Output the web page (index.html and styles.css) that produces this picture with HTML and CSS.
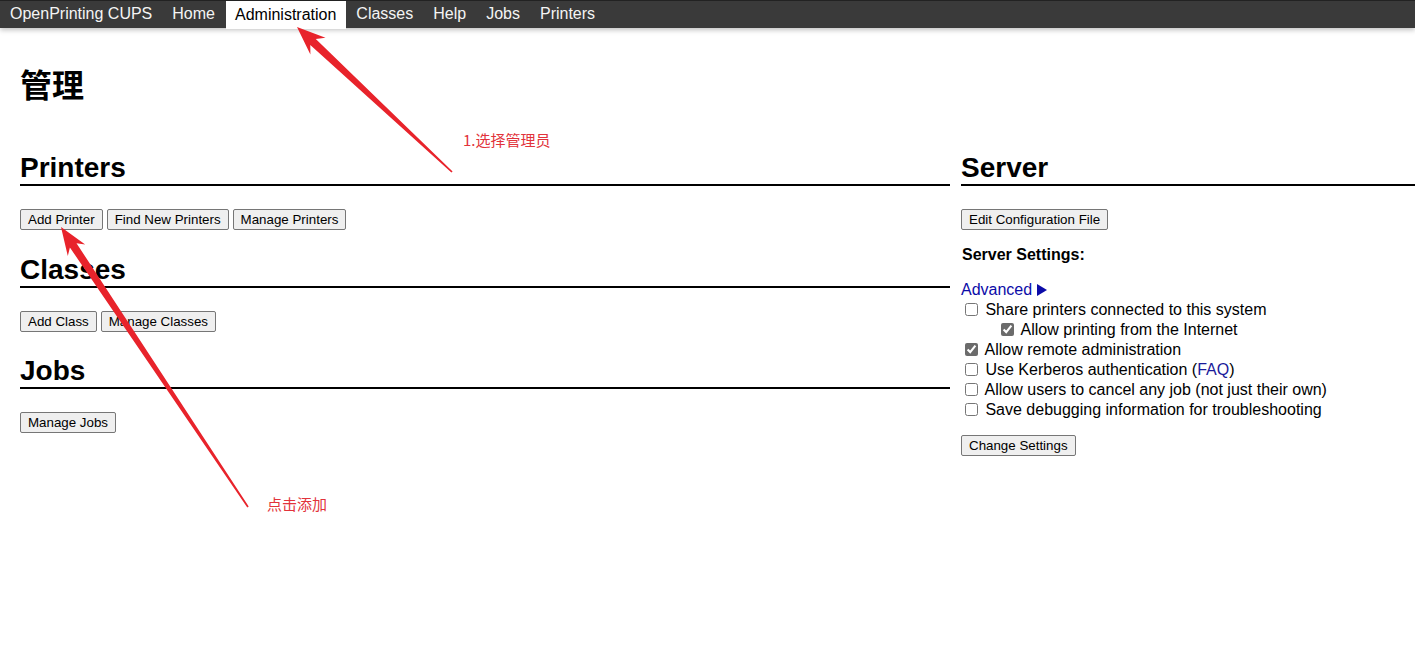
FILE: index.html
```html
<!DOCTYPE html>
<html lang="zh">
<head>
<meta charset="utf-8">
<title>管理 - CUPS</title>
<link rel="stylesheet" href="styles.css">
</head>
<body>
<nav class="topbar">
  <a class="nav-item" href="#">OpenPrinting CUPS</a>
  <a class="nav-item" href="#">Home</a>
  <a class="nav-item active" href="#">Administration</a>
  <a class="nav-item" href="#">Classes</a>
  <a class="nav-item" href="#">Help</a>
  <a class="nav-item" href="#">Jobs</a>
  <a class="nav-item" href="#">Printers</a>
</nav>
<main class="page">
  <h1 class="title">管理</h1>
  <div class="columns">
    <div class="col-left">
      <section class="section">
        <h2 class="sec-head">Printers</h2>
        <div class="btn-row">
          <button class="btn">Add Printer</button>
          <button class="btn">Find New Printers</button>
          <button class="btn">Manage Printers</button>
        </div>
      </section>
      <section class="section">
        <h2 class="sec-head">Classes</h2>
        <div class="btn-row">
          <button class="btn">Add Class</button>
          <button class="btn">Manage Classes</button>
        </div>
      </section>
      <section class="section">
        <h2 class="sec-head">Jobs</h2>
        <div class="btn-row">
          <button class="btn">Manage Jobs</button>
        </div>
      </section>
    </div>
    <div class="col-right">
      <h2 class="sec-head">Server</h2>
      <div class="btn-row">
        <button class="btn">Edit Configuration File</button>
      </div>
      <p class="settings-title">Server Settings:</p>
      <a class="advanced" href="#">Advanced <svg class="tri" width="10" height="12" viewBox="0 0 10 12"><polygon points="0,0 10,6 0,12" fill="#0b0ba8"/></svg></a>
      <div class="checks">
        <label class="check"><input type="checkbox"> Share printers connected to this system</label>
        <label class="check sub"><input type="checkbox" checked> Allow printing from the Internet</label>
        <label class="check"><input type="checkbox" checked> Allow remote administration</label>
        <label class="check"><input type="checkbox"> Use Kerberos authentication (<a class="link" href="#">FAQ</a>)</label>
        <label class="check"><input type="checkbox"> Allow users to cancel any job (not just their own)</label>
        <label class="check"><input type="checkbox"> Save debugging information for troubleshooting</label>
      </div>
      <div class="btn-row change">
        <button class="btn">Change Settings</button>
      </div>
    </div>
  </div>
</main>
<div class="overlay">
  <svg class="arrows" width="1415" height="647" viewBox="0 0 1415 647">
    <polygon fill="#e8232b" points="297,27 325.5,37.8 315.8,39.0 452.6,171.4 451.4,172.6 310.3,44.9 310.4,54.6"/>
    <polygon fill="#e8232b" points="61,227 85.2,244.6 76.5,243.2 248.7,506.6 247.3,507.4 69.9,247.5 67.8,256.0"/>
  </svg>
  <span class="note note-1">1.选择管理员</span>
  <span class="note note-2">点击添加</span>
</div>
</body>
</html>
```
FILE: styles.css
```css
html, body {
  margin: 0;
  padding: 0;
  background: #fff;
}
body {
  font-family: "Liberation Sans", Arial, "Noto Sans CJK SC", sans-serif;
  color: #000;
  position: relative;
  width: 1415px;
  height: 647px;
  overflow: hidden;
}
.topbar {
  display: flex;
  height: 28px;
  background: #3a3a3a;
  border-top: 1px solid #222;
  box-sizing: border-box;
  box-shadow: 0 2px 5px rgba(0,0,0,0.25);
  position: relative;
  z-index: 1;
}
.nav-item {
  display: block;
  padding: 0 10px;
  line-height: 26px;
  font-size: 16px;
  color: #f4f4f4;
  text-decoration: none;
}
.nav-item.active {
  background: #fff;
  color: #000;
  margin-left: 1px;
  padding: 0 10px 0 9px;
  line-height: 27px;
  height: 28px;
}
.page {
  padding: 0 0 0 20px;
}
.title {
  margin: 38px 0 0 0;
  font-family: "Liberation Sans", "Noto Sans CJK SC", sans-serif;
  font-size: 32px;
  line-height: 40px;
  font-weight: bold;
}
.columns {
  display: flex;
  gap: 11px;
  margin-top: 46px;
}
.col-left {
  width: 930px;
  flex: none;
}
.col-right {
  width: 454px;
  flex: none;
}
.section {
  margin-bottom: 23.5px;
}
.sec-head {
  margin: 0;
  font-size: 28px;
  line-height: 32px;
  font-weight: bold;
  border-bottom: 2px solid #000;
}
.btn-row {
  display: flex;
  gap: 4px;
  margin-top: 23px;
}
.btn {
  font-family: "Liberation Sans", Arial, sans-serif;
  font-size: 13.333px;
  line-height: 15px;
  height: 21px;
  padding: 1px 7px;
  background: #efefef;
  border: 1px solid #767676;
  border-radius: 2px;
  color: #000;
}
.settings-title {
  margin: 15px 0 0 1px;
  font-size: 16px;
  line-height: 20px;
  font-weight: bold;
}
.advanced {
  display: block;
  margin-top: 15px;
  font-size: 16px;
  line-height: 20px;
  color: #0b0ba8;
  text-decoration: none;
}
.tri {
  vertical-align: -1px;
}
.checks {
  display: flex;
  flex-direction: column;
}
.check {
  display: block;
  font-size: 16px;
  line-height: 20px;
  height: 20px;
}
.check input {
  width: 13px;
  height: 13px;
  margin: 3px 3px 3px 4px;
  vertical-align: -1px;
  accent-color: #6b6b6b;
}
.check.sub {
  padding-left: 36px;
}
.link {
  color: #1a1a9a;
  text-decoration: none;
}
.btn-row.change {
  margin-top: 15px;
}
.overlay {
  position: absolute;
  left: 0;
  top: 0;
  width: 1415px;
  height: 647px;
  pointer-events: none;
  z-index: 2;
}
.arrows {
  position: absolute;
  left: 0;
  top: 0;
}
.note {
  position: absolute;
  font-family: "Noto Sans CJK SC", sans-serif;
  font-size: 15px;
  line-height: 18px;
  color: #e2333b;
}
.note-1 {
  left: 463px;
  top: 131px;
}
.note-2 {
  left: 267px;
  top: 495px;
}
```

====

PROBLEM REQUIREMENTS »
Locate the lines above that contain "page" and copy them.

RESPONSE TO THE TASK »
Output the web page (index.html and styles.css) that produces this picture with HTML and CSS.
<main class="page">
.page {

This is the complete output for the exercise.